1. Set a realistic schedule (and stick to it)

It’s one thing to say you’ll do something, but it takes an entirely different level of will power to actually execute and do it–even more so when you’re at the comfort of your own home. This is especially true when you find yourself stuck at home with no one (not your boss or co-workers)  to really pattern your day and energy after.

Self-awareness plays a big role in your ability to stick to whatever you’ve set out to do for the day; as you write down your things you hope to accomplish, make sure you’re building up the brainpower required to follow through.

And whether you write it down on a small notepad or a huge whiteboard, it won’t matter if you know that there’s no way to fit all 10 things in your day. In short, be realistic and pace yourself on the amount of work you can do without completely burning out, because that’s a sure fire way to have you end up just as unproductive.

2. Design a personal workflow (Set checkpoints in your mind)

Keyword: personal.

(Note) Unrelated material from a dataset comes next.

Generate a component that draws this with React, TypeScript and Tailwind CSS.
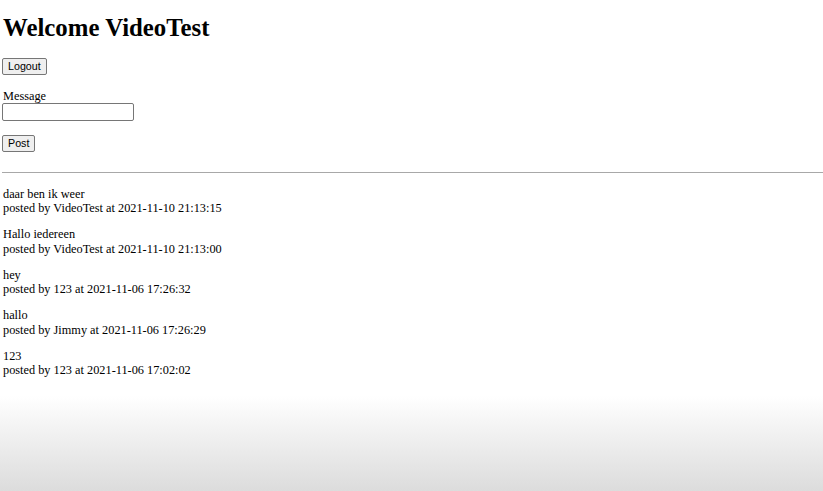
import React from "react";

const posts = [
  { message: "daar ben ik weer", user: "VideoTest", at: "2021-11-10 21:13:15" },
  { message: "Hallo iedereen", user: "VideoTest", at: "2021-11-10 21:13:00" },
  { message: "hey", user: "123", at: "2021-11-06 17:26:32" },
  { message: "hallo", user: "Jimmy", at: "2021-11-06 17:26:29" },
  { message: "123", user: "123", at: "2021-11-06 17:02:02" },
];

function PlainButton({ children }: { children: React.ReactNode }) {
  return (
    <button
      type="button"
      className="flex h-[17px] items-center rounded-[2px] border border-[#767676] bg-[#efefef] px-[5px] font-['Liberation_Sans',Arial,sans-serif] text-[10.7px] leading-none text-black"
    >
      {children}
    </button>
  );
}

export default function App() {
  return (
    <div className="relative h-[491px] w-[823px] overflow-hidden bg-white font-['Liberation_Serif','Times_New_Roman',serif] text-black">
      <div className="flex flex-col items-start pl-[2px]">
        {/* Header */}
        <h1 className="mt-[13px] pl-px text-[24.8px] leading-[29px] font-bold">Welcome VideoTest</h1>

        <div className="mt-[16px]">
          <PlainButton>Logout</PlainButton>
        </div>

        {/* Post form */}
        <label className="mt-[14px] pl-px text-[12.3px] leading-[14px]">Message</label>
        <input
          type="text"
          className="h-[18px] w-[132px] rounded-[2px] border border-[#767676] bg-white"
        />
        <div className="mt-[14px]">
          <PlainButton>Post</PlainButton>
        </div>

        <div className="mt-[20px] h-px w-full bg-[#a8a8a8]" />

        {/* Messages */}
        <div className="mt-[13.5px] flex flex-col gap-[11.4px] pl-px text-[12.3px] leading-[14.6px]">
          {posts.map((p, i) => (
            <div key={i}>
              <div>{p.message}</div>
              <div>
                posted by {p.user} at {p.at}
              </div>
            </div>
          ))}
        </div>
      </div>

      {/* player fade over the bottom */}
      <div className="pointer-events-none absolute inset-x-0 bottom-0 h-[95px] bg-gradient-to-b from-white to-[#dcdcdc]" />
    </div>
  );
}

Everyone has a different pace in which they work; if you haven’t figured out yours yet, then now’s a critical time to dial that in that pace.

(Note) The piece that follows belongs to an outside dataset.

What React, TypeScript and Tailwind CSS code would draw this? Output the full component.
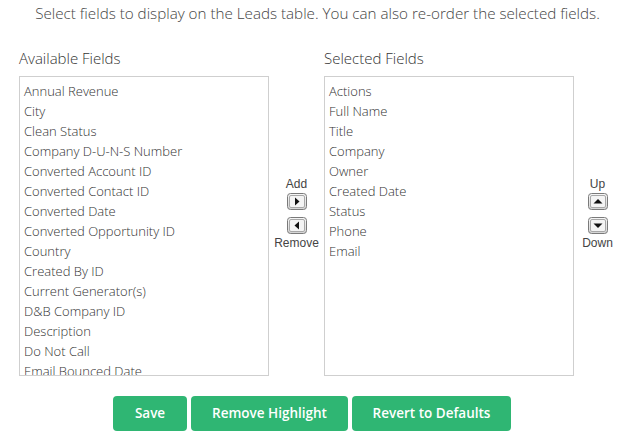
import React from "react";

const available = [
  "Annual Revenue",
  "City",
  "Clean Status",
  "Company D-U-N-S Number",
  "Converted Account ID",
  "Converted Contact ID",
  "Converted Date",
  "Converted Opportunity ID",
  "Country",
  "Created By ID",
  "Current Generator(s)",
  "D&B Company ID",
  "Description",
  "Do Not Call",
  "Email Bounced Date",
  "Email Bounced Reason",
];

const selected = ["Actions", "Full Name", "Title", "Company", "Owner", "Created Date", "Status", "Phone", "Email"];

const ArrowBtn = ({ dir }: { dir: "right" | "left" | "up" | "down" }) => {
  const pts = {
    right: "8,4.5 12.5,8.5 8,12.5",
    left: "12,4.5 7.5,8.5 12,12.5",
    up: "5.5,10.5 10,6 14.5,10.5",
    down: "5.5,6.5 10,11 14.5,6.5",
  }[dir];
  return (
    <svg width="20" height="17" viewBox="0 0 20 17" className="block w-[20px] h-[17px]">
      <defs>
        <linearGradient id={`g-${dir}`} x1="0" y1="0" x2="0" y2="1">
          <stop offset="0" stopColor="#f7f7f7" />
          <stop offset="1" stopColor="#d4d4d4" />
        </linearGradient>
      </defs>
      <rect x="0.5" y="0.5" width="19" height="16" rx="3" fill={`url(#g-${dir})`} stroke="#7a7a7a" />
      <rect x="2.5" y="2.5" width="15" height="12" rx="1.5" fill="#f4f4f4" stroke="#a8a8a8" />
      <polygon points={pts} fill="#111" />
    </svg>
  );
};

const ListBox = ({ items }: { items: string[] }) => (
  <div className="w-[250px] h-[300px] border border-[#cfcfcf] overflow-hidden pt-[4px] pl-[4px]">
    {items.map((it) => (
      <div key={it} className="text-[13px] leading-[20px] text-[#333] font-light whitespace-nowrap">
        {it}
      </div>
    ))}
  </div>
);

export default function App() {
  return (
    <div className="w-[633px] h-[439px] bg-white font-['Open_Sans',sans-serif] overflow-hidden">
      <p className="text-center text-[15.2px] text-[#444] font-light pt-[3px] leading-[20px] pl-[2px]">
        Select fields to display on the Leads table. You can also re-order the selected fields.
      </p>
      <div className="flex pl-[19px] mt-[25px]">
        <div>
          <h3 className="text-[15px] text-[#333] font-light leading-[20px] mb-[8px]">Available Fields</h3>
          <ListBox items={available} />
        </div>
        <div className="w-[55px] flex flex-col items-center pt-[129px] font-['Liberation_Sans',sans-serif] text-[12px] text-[#444] leading-[14px]">
          <span>Add</span>
          <div className="mt-[2px]">
            <ArrowBtn dir="right" />
          </div>
          <div className="mt-[7px] mb-[2px]">
            <ArrowBtn dir="left" />
          </div>
          <span>Remove</span>
        </div>
        <div>
          <h3 className="text-[15px] text-[#333] font-light leading-[20px] mb-[8px]">Selected Fields</h3>
          <ListBox items={selected} />
        </div>
        <div className="w-[47px] flex flex-col items-center pt-[129px] font-['Liberation_Sans',sans-serif] text-[12px] text-[#444] leading-[14px]">
          <span>Up</span>
          <div className="mt-[2px]">
            <ArrowBtn dir="up" />
          </div>
          <div className="mt-[7px] mb-[2px]">
            <ArrowBtn dir="down" />
          </div>
          <span>Down</span>
        </div>
      </div>
      <div className="flex gap-[4px] mt-[20px] ml-[113px]">
        <button className="w-[74px] h-[35px] rounded-[4px] bg-[#2fb673] text-white text-[13.5px] font-semibold">Save</button>
        <button className="w-[157px] h-[35px] rounded-[4px] bg-[#2fb673] text-white text-[13.5px] font-semibold">Remove Highlight</button>
        <button className="w-[159px] h-[35px] rounded-[4px] bg-[#2fb673] text-white text-[13.5px] font-semibold">Revert to Defaults</button>
      </div>
    </div>
  );
}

Although it may be challenging for some whose style is to rather go with the flow, having a proper workflow in your head is a lot like having a strategy and checklist for every mission. The reason why we think it’s so important is because usually, working alone can get distracting so quickly–one minute you’re crunching numbers on Excel, and next thing you know, you’re crunching on crisps looking at old vacation photos from this time a year ago on Facebook. 

Now, we’re all for reliving the glory days before of old normal, but all we’re saying is that to boost productivity, simple checkpoints such as “complete this task before taking a 15-minute break.” can do wonders in terms of chipping away at your to-do list.

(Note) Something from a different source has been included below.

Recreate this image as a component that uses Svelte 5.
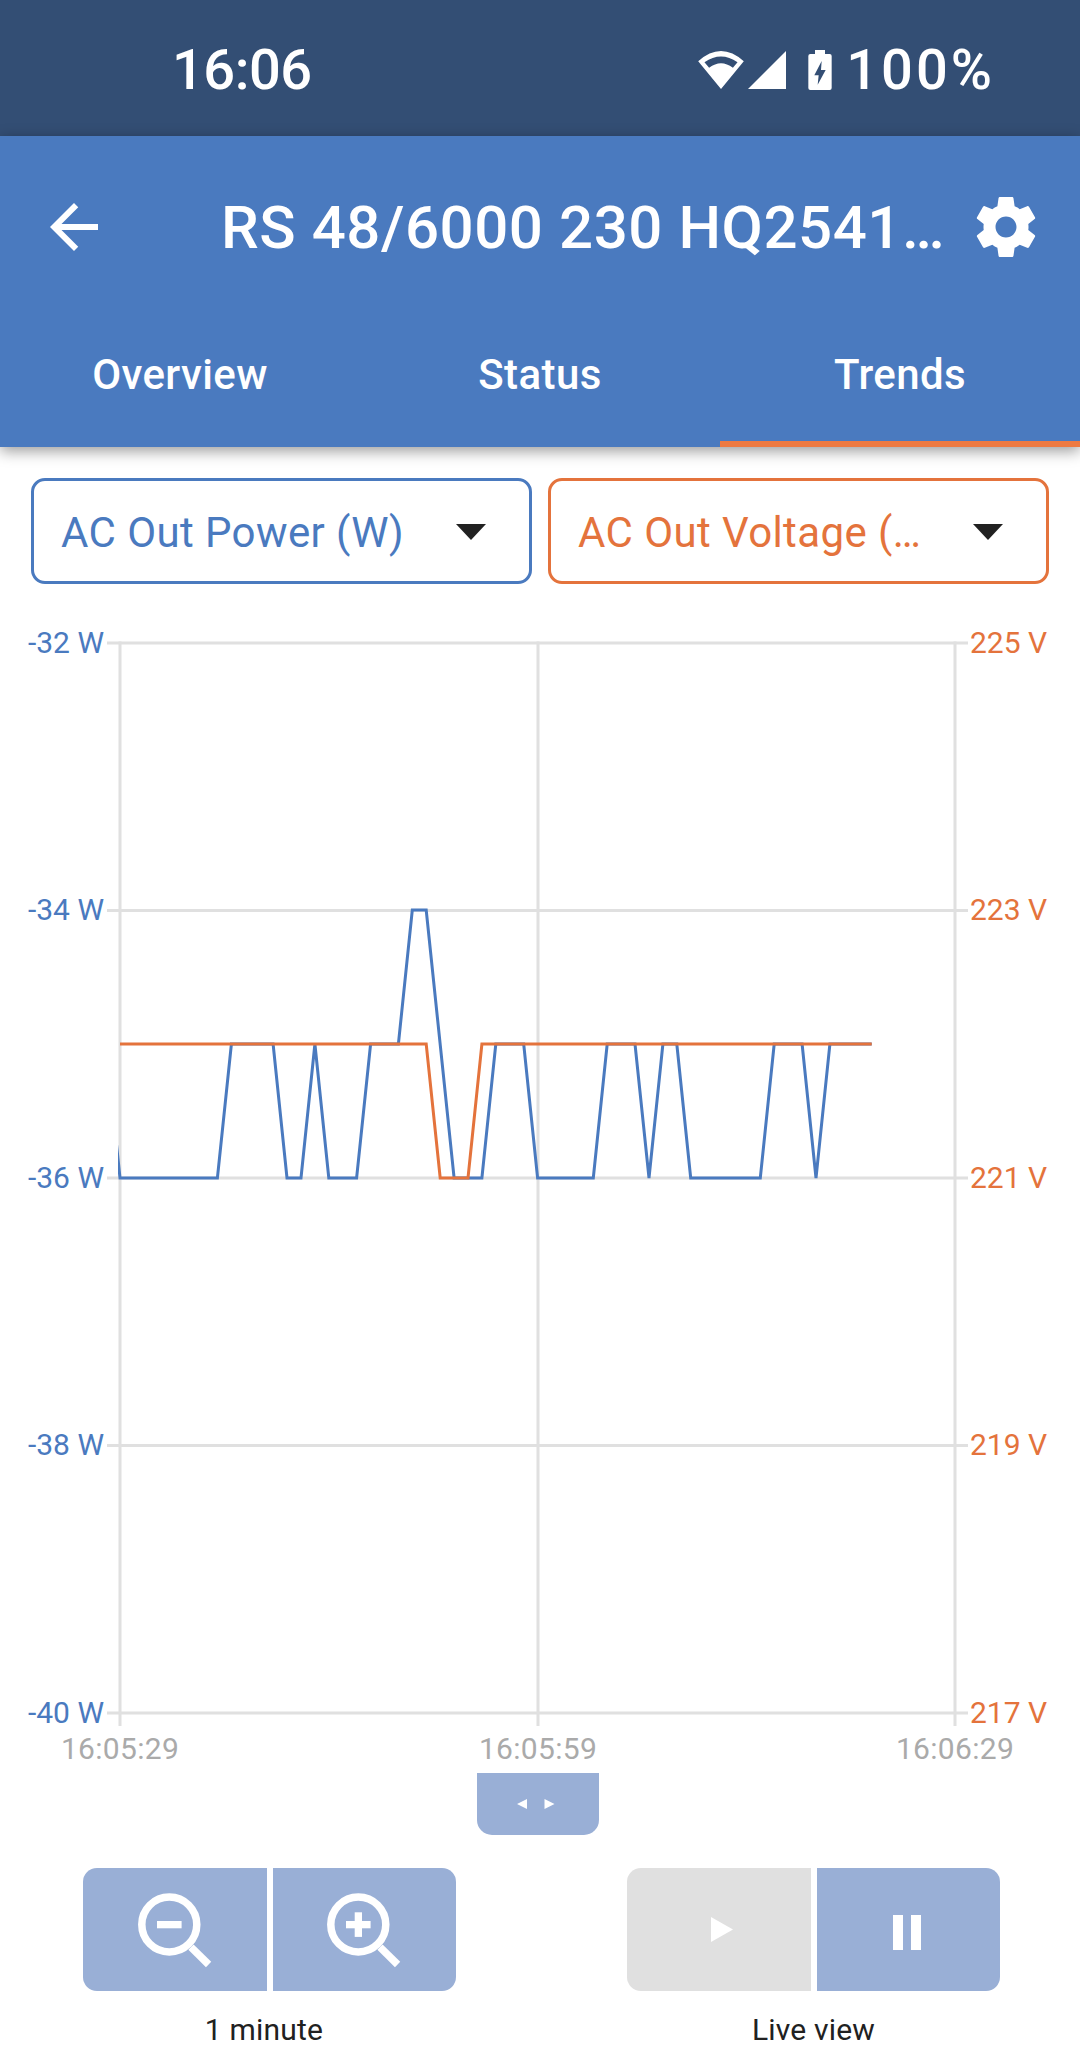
<script>
  const x = (i) => 120 + i * 13.92;
  const levels = { peak: 910, top: 1044, bottom: 1178 };
  const toPoints = (pairs) =>
    pairs.map(([i, l]) => `${x(i).toFixed(1)},${levels[l]}`).join(" ");

  const power = toPoints([
    [-1, "top"], [0, "bottom"], [7, "bottom"], [8, "top"], [11, "top"], [12, "bottom"],
    [13, "bottom"], [14, "top"], [15, "bottom"], [17, "bottom"], [18, "top"], [20, "top"],
    [21, "peak"], [22, "peak"], [24, "bottom"], [26, "bottom"], [27, "top"], [29, "top"],
    [30, "bottom"], [34, "bottom"], [35, "top"], [37, "top"], [38, "bottom"], [39, "top"],
    [40, "top"], [41, "bottom"], [46, "bottom"], [47, "top"], [49, "top"], [50, "bottom"],
    [51, "top"], [54, "top"]
  ]);
  const voltage = toPoints([
    [0, "top"], [22, "top"], [23, "bottom"], [25, "bottom"], [26, "top"], [54, "top"]
  ]);

  const rows = [
    { y: 643, w: "-32 W", v: "225 V" },
    { y: 910.5, w: "-34 W", v: "223 V" },
    { y: 1178, w: "-36 W", v: "221 V" },
    { y: 1445.5, w: "-38 W", v: "219 V" },
    { y: 1713, w: "-40 W", v: "217 V" }
  ];
  const ticks = [
    { x: 120, t: "16:05:29" },
    { x: 538, t: "16:05:59" },
    { x: 955, t: "16:06:29" }
  ];
  const tabs = ["Overview", "Status", "Trends"];
</script>

<div class="page">
  <div class="statusbar">
    <span class="clock">16:06</span>
    <div class="status-right">
      <svg class="wifi" viewBox="27 32 138 115">
        <path fill-rule="evenodd" d="M27 63Q96 1 165 63L96 147ZM46 66Q96 32 146 66L132 83Q96 55 60 83Z" />
      </svg>
      <svg class="signal" viewBox="178 33 114 114">
        <path d="M178 147L292 33V147Z" />
      </svg>
      <svg class="battery" viewBox="358 32 70 120">
        <path fill-rule="evenodd" d="M378 32H408V44H422Q428 44 428 50V146Q428 152 422 152H364Q358 152 358 146V50Q358 44 364 44H378ZM398 65L376 108H389L386 136L410 92H396Z" />
      </svg>
      <span class="percent">100%</span>
    </div>
  </div>

  <header class="appbar">
    <div class="toolbar">
      <svg class="back" viewBox="0 0 24 24">
        <path d="M20 11H7.83l5.59-5.59L12 4l-8 8 8 8 1.41-1.41L7.83 13H20v-2z" />
      </svg>
      <h1>RS 48/6000 230 HQ2541…</h1>
      <svg class="gear" viewBox="0 0 24 24">
        <path d="M19.43 12.98c.04-.32.07-.64.07-.98s-.03-.66-.07-.98l2.11-1.65c.19-.15.24-.42.12-.64l-2-3.46c-.12-.22-.39-.3-.61-.22l-2.49 1c-.52-.4-1.08-.73-1.69-.98l-.38-2.65C14.46 2.18 14.25 2 14 2h-4c-.25 0-.46.18-.49.42l-.38 2.65c-.61.25-1.17.59-1.69.98l-2.49-1c-.23-.09-.49 0-.61.22l-2 3.46c-.13.22-.07.49.12.64l2.11 1.65c-.04.32-.07.65-.07.98s.03.66.07.98l-2.11 1.65c-.19.15-.24.42-.12.64l2 3.46c.12.22.39.3.61.22l2.49-1c.52.4 1.08.73 1.69.98l.38 2.65c.03.24.24.42.49.42h4c.25 0 .46-.18.49-.42l.38-2.65c.61-.25 1.17-.59 1.69-.98l2.49 1c.23.09.49 0 .61-.22l2-3.46c.12-.22.07-.49-.12-.64l-2.11-1.65zM12 15.5c-1.93 0-3.5-1.57-3.5-3.5s1.57-3.5 3.5-3.5 3.5 1.57 3.5 3.5-1.57 3.5-3.5 3.5z" />
      </svg>
    </div>
    <nav class="tabs">
      {#each tabs as tab, i}
        <div class="tab" class:active={i === 2}>{tab}</div>
      {/each}
    </nav>
  </header>

  <div class="selects">
    <div class="select blue">
      <span>AC Out Power (W)</span>
      <i class="arrow"></i>
    </div>
    <div class="select orange">
      <span>AC Out Voltage (…</span>
      <i class="arrow"></i>
    </div>
  </div>

  <svg class="chart" viewBox="0 584 1080 1189">
    <defs>
      <clipPath id="plot">
        <rect x="118" y="600" width="840" height="1130" />
      </clipPath>
    </defs>

    {#each rows as r}
      <line class="grid" x1="107" x2="968" y1={r.y} y2={r.y} />
      <text class="axis-w" x="104" y={r.y + 9.5}>{r.w}</text>
      <text class="axis-v" x="970" y={r.y + 9.5}>{r.v}</text>
    {/each}
    {#each ticks as t}
      <line class="grid" x1={t.x} x2={t.x} y1="641.5" y2="1726" />
      <text class="axis-t" x={t.x} y="1759">{t.t}</text>
    {/each}

    <g clip-path="url(#plot)">
      <polyline class="series s-power" points={power} />
      <polyline class="series s-voltage" points={voltage} />
    </g>
  </svg>

  <div class="handle">
    <svg viewBox="0 0 122 62">
      <path d="M40 31L50 26V36Z M67.5 26L77.5 31L67.5 36Z" />
    </svg>
  </div>

  <div class="controls">
    <div class="group">
      <div class="buttons">
        <button class="btn first">
          <svg class="lens" viewBox="0 0 98 98">
            <circle cx="43.3" cy="43.5" r="27.5" />
            <line x1="65" y1="66.2" x2="82.6" y2="83.5" />
            <rect x="31" y="40" width="24.6" height="7.3" />
          </svg>
        </button>
        <button class="btn last">
          <svg class="lens" viewBox="0 0 98 98">
            <circle cx="43.3" cy="43.5" r="27.5" />
            <line x1="65" y1="66.2" x2="82.6" y2="83.5" />
            <rect x="31" y="40" width="24.6" height="7.3" />
            <rect x="39.7" y="31.3" width="7.3" height="24.6" />
          </svg>
        </button>
      </div>
      <div class="caption shifted">1 minute</div>
    </div>

    <div class="group">
      <div class="buttons">
        <button class="btn first off">
          <svg class="play" viewBox="0 0 22 25"><path d="M0 0L22 12.5L0 25Z" /></svg>
        </button>
        <button class="btn last">
          <svg class="pause" viewBox="0 0 28 35"><path d="M0 0H10V35H0ZM18 0H28V35H18Z" /></svg>
        </button>
      </div>
      <div class="caption">Live view</div>
    </div>
  </div>
</div>

<style>
  :global(body) {
    margin: 0;
    background: #fff;
  }

  .page {
    width: 1080px;
    height: 2072px;
    overflow: hidden;
    font-family: Roboto, sans-serif;
  }

  .statusbar {
    height: 136px;
    background: #334e74;
    color: #fff;
    display: flex;
    align-items: center;
    justify-content: space-between;
    padding: 3px 85px 0 172px;
    box-sizing: border-box;
  }

  .clock,
  .percent {
    font-size: 56px;
    line-height: 1;
    font-weight: 500;
  }

  .clock {
    letter-spacing: -0.5px;
  }

  .percent {
    letter-spacing: 3px;
  }

  .status-right {
    display: flex;
    align-items: center;
  }

  .status-right svg {
    fill: #fff;
    display: block;
  }

  .wifi {
    width: 46px;
    height: 38px;
    margin-right: 4px;
  }

  .signal {
    width: 38px;
    height: 38px;
    margin-right: 22px;
  }

  .battery {
    width: 24px;
    height: 40px;
    margin-right: 14px;
  }

  .appbar {
    position: relative;
    background: #4a7abf;
    color: #fff;
    height: 311px;
    box-shadow: 0 4px 14px rgba(0, 0, 0, 0.4);
  }

  .toolbar {
    height: 182px;
    display: flex;
    align-items: center;
    padding-left: 38px;
  }

  .toolbar svg {
    width: 72px;
    height: 72px;
    fill: #fff;
    flex: none;
  }

  h1 {
    margin: 0 0 0 111px;
    width: 749px;
    font-size: 60px;
    font-weight: 500;
    letter-spacing: 0.55px;
    white-space: nowrap;
  }

  .tabs {
    display: flex;
    height: 129px;
  }

  .tab {
    flex: 1;
    display: flex;
    align-items: center;
    justify-content: center;
    font-size: 42px;
    font-weight: 500;
    letter-spacing: 0.4px;
    padding-bottom: 11px;
    border-bottom: 6px solid transparent;
  }

  .tab.active {
    border-bottom-color: #ee7a42;
  }

  .selects {
    display: flex;
    gap: 16px;
    padding: 31px 31px 0;
  }

  .select {
    flex: 1;
    height: 106px;
    box-sizing: border-box;
    border: 3px solid;
    border-radius: 14px;
    display: flex;
    align-items: center;
    justify-content: space-between;
    padding: 2px 43px 0 27px;
    font-size: 42px;
    letter-spacing: 0.4px;
    white-space: nowrap;
  }

  .select.blue {
    color: #4a7abf;
  }

  .select.orange {
    color: #e4733c;
  }

  .arrow {
    width: 0;
    height: 0;
    border-left: 15px solid transparent;
    border-right: 15px solid transparent;
    border-top: 16px solid #212121;
  }

  .chart {
    display: block;
    width: 1080px;
    height: 1189px;
    font-size: 30px;
  }

  .grid {
    stroke: #e0e0e0;
    stroke-width: 3;
  }

  .axis-w {
    fill: #4a7abf;
    text-anchor: end;
  }

  .axis-v {
    fill: #e4733c;
  }

  .axis-t {
    fill: #aaaaaa;
    text-anchor: middle;
    letter-spacing: 0.3px;
  }

  .series {
    fill: none;
    stroke-width: 3;
    stroke-linejoin: miter;
  }

  .s-power {
    stroke: #4a7abf;
  }

  .s-voltage {
    stroke: #e4733c;
  }

  .handle {
    width: 122px;
    height: 62px;
    margin-left: 477px;
    background: #99afd6;
    border-radius: 0 0 15px 15px;
  }

  .handle svg {
    display: block;
    width: 122px;
    height: 62px;
    fill: #fff;
  }

  .controls {
    display: flex;
    gap: 171px;
    padding: 33px 0 0 83px;
  }

  .group {
    width: 373px;
  }

  .buttons {
    display: flex;
    gap: 6px;
  }

  .btn {
    width: 183.5px;
    height: 123px;
    border: none;
    padding: 0;
    background: #99afd6;
    display: flex;
    align-items: center;
    justify-content: center;
  }

  .btn.first {
    border-radius: 14px 0 0 14px;
  }

  .btn.last {
    border-radius: 0 14px 14px 0;
  }

  .btn.off {
    background: #e0e0e0;
  }

  .btn svg {
    display: block;
    fill: #fff;
  }

  .lens {
    width: 98px;
    height: 98px;
  }

  .lens circle,
  .lens line {
    fill: none;
    stroke: #fff;
    stroke-width: 7.5;
  }

  .play {
    width: 22px;
    height: 25px;
    margin-left: 6px;
  }

  .pause {
    width: 28px;
    height: 35px;
    margin: 5px 3px 0 0;
  }

  .caption {
    margin-top: 21px;
    text-align: center;
    font-size: 30px;
    line-height: 36px;
    letter-spacing: 0.2px;
    color: #212121;
  }

  .caption.shifted {
    padding-right: 11px;
  }
</style>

3. Create boundaries and respect them

Last but not least is a bit weird, we know, and you’re probably thinking, “It’s my house and I can do whatever you want in it, whenever.” But in case you haven’t noticed, that dynamic has shifted too in the past months, don’t you think? Your house is now–for better or for worse–your place of work as well.

And just like how you wouldn’t work in the office game room sitting on a bean bag for hours on end, we’d say laying on the couch with a hot laptop on your thighs isn’t the most efficient (not to mention, ergonomic!) way to stay productive, either.

For boosting productivity, we recommend finding a permanent place that meets the following criteria:

  • Close to as much natural light as possible Ideally, you’d want a place near a window where you can get a view of the outside world, so as to not feel all the more cooped up than you need to be.
  • A quiet and private space Somewhere far from the living room and definitely not the bed room.
  • Proper desk and chair setup There are tons of resources for this online, but we recommend at least getting a proper computer chair if you’re the type of person sitting in front of the screen all day as body fatigue is something that is often overlooked and can be detrimental to productivity.

The point is, reserve your comfort spaces for relaxation and downtime and carve out a productivity nook in your house. We say nook because it doesn’t have to be a room at all–the boundaries we’re talking about don’t always have to be separated by physical walls and doors. Whether it’s a room or a corner in your common living area, find a way to make it work and start treating that space with respect.

Bonus Tip: Maintain work-life Balance

Working form home can easily blur the line between work and life (not work). With everything we mentioned above, the same should absolutely be applied to every other aspect of your life–the schedule, the workflow, the boundaries, and respect.

Remember to set boundaries for work time, just as well. Set a certain time for you to start and end work, take frequent breaks in between to stretch or eat or just look at something else other than your computer screen.

Lastly, take advantage of the time you save not having to commute and use it to communicate instead and spend priceless–meaningless as it may seem–time with family, because as much as this pandemic has caused mayhem, it might also be allowing us to refocus on what truly matters.